Review: The Forgiven movie is more than a debaucherous morality tale


On the surface, The Forgiven has many of the hallmarks of a morality tale, a movie about compromised, fallen people and the lessons they have to learn.

But this sumptuous drama starring Ralph Fiennes and Jessica Chastain is a much spikier story, one where lines and affinities are not so clear. Are there obvious villains or are those characters, in some way, victims of their debaucherous, privileged circumstances?

What about the actual victims? Are they the righteously aggrieved or do their actions push them towards being aggressors? The Forgiven luxuriates in the grey zone, a provocative and incisive film that asks more questions than it provides answers.

Adapted from a novel by writer Lawrence Osborne, The Forgiven is directed by John Michael McDonagh, the Irish filmmaker who swam in similarly murky waters with his previous works, The Guard and Calvary, both starring Brendan Gleeson.

For The Forgiven, McDonagh is telling a story further afield, in the arid deserts of Morocco.

British toff David Henninger (Fiennes) and his American wife Jo (Chastain) are approaching Tangiers by boat when he, adorned with a Panama hat, looks up from his newspaper and says “L’Afrique”. His expression of that one word is dripping with superiority, a colonialist attitude that would come to hang over the whole film.

Because even though The Forgiven takes place in the present day, you have to constantly remind yourself of its contemporary setting through updated car models on screen or the occasional glimpse of a smartphone.

This story of expats in an “exotic” locale is laden with the colonialist vibe of so many European misadventures in North Africa, and that’s part of its point.

That even in 2022, imperialism is still pervasive. It’s manifested in the alarming gaps between the haves-and-have-nots and that divide is marked, more often than not, by your cultural heritage and skin colour.

The Forgiven emphasises that disparity by exploring it through the prism of an accident and what its fallout reveals about the characters but also the worlds they merely co-exist in.

David and Jo have to drive hours to a bacchanalian weekend party thrown by their friends, Richard (Matt Smith) and Dally (Caleb Landry-Jones), at a sprawling desert compound, complete with servants and reprobate guests.

Arguing, speeding and drunk, David hits a young boy and kills him. David and Jo bundle the body into the car and drive him to the party. Not wanting to disrupt the atmosphere, Richard orders the body to be put away until the police can arrive in the morning.

Richard, with his immense wealth, is clearly connected to the local authorities who promptly declare the death an accident.

But when the father of the dead child, Abdellah (Ismael Kanater), show up to claim the body, complications arise. Abdellah wants David to accompany him back for the boy’s burial and while David is reluctant, fearing extra-legal justice and blackmail, he eventually acquiesces.

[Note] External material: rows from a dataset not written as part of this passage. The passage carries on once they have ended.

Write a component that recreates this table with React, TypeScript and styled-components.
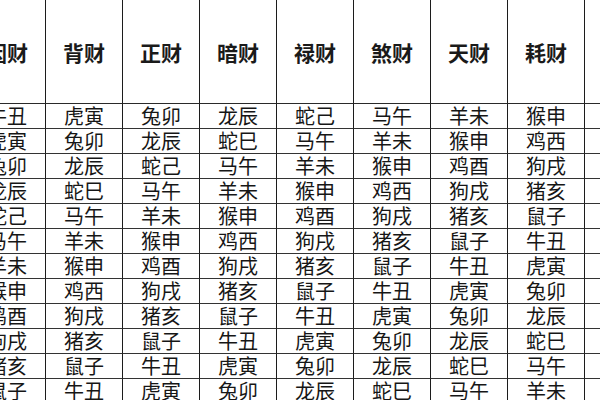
import React from "react";
import styled, { createGlobalStyle } from "styled-components";

const Global = createGlobalStyle`
  html, body {
    margin: 0;
    padding: 0;
    background: #ffffff;
    overflow: hidden;
  }
  body {
    width: 600px;
    height: 400px;
    font-family: "Noto Sans CJK SC", "Noto Sans", sans-serif;
  }
`;

const Viewport = styled.div`
  width: 600px;
  height: 400px;
  overflow: hidden;
  background: #fff;
`;

const Grid = styled.div`
  display: grid;
  grid-template-columns: repeat(9, 77px);
  grid-template-rows: 106px;
  grid-auto-rows: 25px;
  margin-left: -31px;
  margin-top: -2px;
  width: max-content;
`;

const HeaderCell = styled.div`
  box-sizing: border-box;
  display: flex;
  align-items: center;
  justify-content: center;
  border-right: 1px solid #1c1c1c;
  border-bottom: 1px solid #2a2a2a;
  font-size: 21px;
  font-weight: 700;
  color: #1a1a1a;
  white-space: nowrap;
  overflow: visible;
  padding-top: 2px;
`;

const Cell = styled.div`
  box-sizing: border-box;
  display: flex;
  align-items: center;
  justify-content: center;
  border-right: 1px solid #1c1c1c;
  border-bottom: 1px solid #333;
  font-size: 20px;
  font-weight: 400;
  color: #161616;
  line-height: 1;
  white-space: nowrap;
`;

const headers = ["因财", "背财", "正财", "暗财", "禄财", "煞财", "天财", "耗财", ""];

const rows: string[][] = [
  ["牛丑", "虎寅", "兔卯", "龙辰", "蛇己", "马午", "羊未", "猴申", ""],
  ["虎寅", "兔卯", "龙辰", "蛇巳", "马午", "羊未", "猴申", "鸡西", ""],
  ["兔卯", "龙辰", "蛇己", "马午", "羊未", "猴申", "鸡酉", "狗戌", ""],
  ["龙辰", "蛇巳", "马午", "羊未", "猴申", "鸡西", "狗戌", "猪亥", ""],
  ["蛇己", "马午", "羊未", "猴申", "鸡酉", "狗戌", "猪亥", "鼠子", ""],
  ["马午", "羊未", "猴申", "鸡西", "狗戌", "猪亥", "鼠子", "牛丑", ""],
  ["羊未", "猴申", "鸡酉", "狗戌", "猪亥", "鼠子", "牛丑", "虎寅", ""],
  ["猴申", "鸡西", "狗戌", "猪亥", "鼠子", "牛丑", "虎寅", "兔卯", ""],
  ["鸡酉", "狗戌", "猪亥", "鼠子", "牛丑", "虎寅", "兔卯", "龙辰", ""],
  ["狗戌", "猪亥", "鼠子", "牛丑", "虎寅", "兔卯", "龙辰", "蛇巳", ""],
  ["猪亥", "鼠子", "牛丑", "虎寅", "兔卯", "龙辰", "蛇巳", "马午", ""],
  ["鼠子", "牛丑", "虎寅", "兔卯", "龙辰", "蛇巳", "马午", "羊未", ""],
];

export default function App() {
  return (
    <Viewport>
      <Global />
      <Grid>
        {headers.map((h, i) => (
          <HeaderCell key={`h${i}`}>{h}</HeaderCell>
        ))}
        {rows.map((r, ri) =>
          r.map((c, ci) => <Cell key={`${ri}-${ci}`}>{c}</Cell>)
        )}
      </Grid>
    </Viewport>
  );
}
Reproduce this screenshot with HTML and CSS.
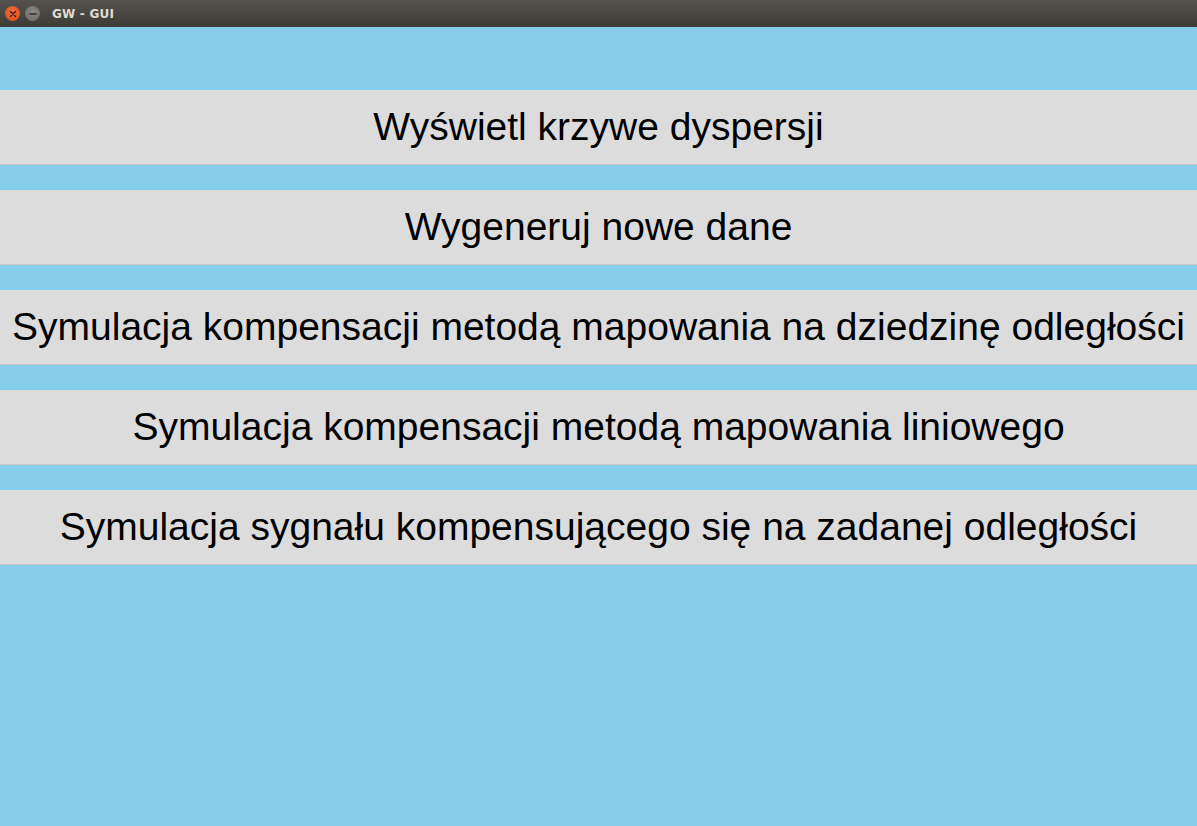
FILE: index.html
```html
<!DOCTYPE html>
<html lang="pl">
<head>
<meta charset="utf-8">
<title>GW - GUI</title>
<link rel="stylesheet" href="styles.css">
</head>
<body>
<div class="window">
  <header class="titlebar">
    <div class="controls">
      <span class="ctl close">
        <svg width="8" height="8" viewBox="0 0 8 8"><path d="M1.5 1.5 L6.5 6.5 M6.5 1.5 L1.5 6.5" stroke="#3a1a10" stroke-width="1.3" stroke-linecap="round"/></svg>
      </span>
      <span class="ctl min">
        <svg width="8" height="8" viewBox="0 0 8 8"><path d="M1 4 L7 4" stroke="#2e2e2c" stroke-width="1.3" stroke-linecap="round"/></svg>
      </span>
    </div>
    <span class="title">GW - GUI</span>
  </header>
  <main class="content">
    <button class="btn">Wyświetl krzywe dyspersji</button>
    <button class="btn">Wygeneruj nowe dane</button>
    <button class="btn">Symulacja kompensacji metodą mapowania na dziedzinę odległości</button>
    <button class="btn">Symulacja kompensacji metodą mapowania liniowego</button>
    <button class="btn">Symulacja sygnału kompensującego się na zadanej odległości</button>
  </main>
</div>
</body>
</html>
```
FILE: styles.css
```css
html, body {
  margin: 0;
  padding: 0;
  height: 100%;
}
body {
  background: #87ceeb;
  font-family: "Liberation Sans", Arial, sans-serif;
}
.window {
  display: flex;
  flex-direction: column;
  height: 826px;
}
.titlebar {
  height: 27px;
  flex: 0 0 27px;
  background: linear-gradient(#56534e, #3d3b37);
  display: flex;
  align-items: center;
  box-sizing: border-box;
  padding-left: 5px;
}
.controls {
  display: flex;
  gap: 5px;
  align-items: center;
}
.ctl {
  width: 15px;
  height: 15px;
  border-radius: 50%;
  display: flex;
  align-items: center;
  justify-content: center;
}
.ctl.close {
  background: radial-gradient(circle at 50% 40%, #f26d3d, #dd4814);
}
.ctl.min {
  background: radial-gradient(circle at 50% 40%, #8a8883, #6b6964);
}
.title {
  margin-left: 12px;
  font-family: "DejaVu Sans", "Noto Sans", sans-serif;
  font-weight: bold;
  font-size: 12px;
  color: #dfdbd2;
  letter-spacing: 0.2px;
}
.content {
  display: flex;
  flex-direction: column;
  gap: 25px;
  padding-top: 63px;
}
.btn {
  height: 75px;
  border: none;
  border-bottom: 1px solid #c8c8c8;
  background: #dcdcdc;
  color: #000;
  font-family: "Liberation Sans", Arial, sans-serif;
  font-size: 39px;
  padding: 0;
  margin: 0;
  width: 100%;
  text-align: center;
  box-sizing: border-box;
}
```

David is not yet contrite about the event and The Forgiven charts his physical and emotional journey as he’s confronted with his deed and a family’s grief.

The stark contrast of Abdellah’s lack of privilege versus the gratuitous indulgence of the party comes up in small moments. It’s not even in the grand sweeping speeches or epiphanies but when, for example, the fireworks go off at the same time as when Abdellah is loading his dead son into the car.

There is tragedy and injustice in the absurd. That’s when The Forgiven is at its most effective.

Such as when a French agitator, who has spent the weekend spouting righteous anger about American exceptionalism and crimes in Afghanistan, is revealed to be a writer from the lifestyle section of The New York Times. She is perpetuating the same myths – and, ultimately, lavishing in a free getaway where she’s waited on by brown people.

The Forgiven may be blistering but it’s still nuanced enough to be intellectually thorny.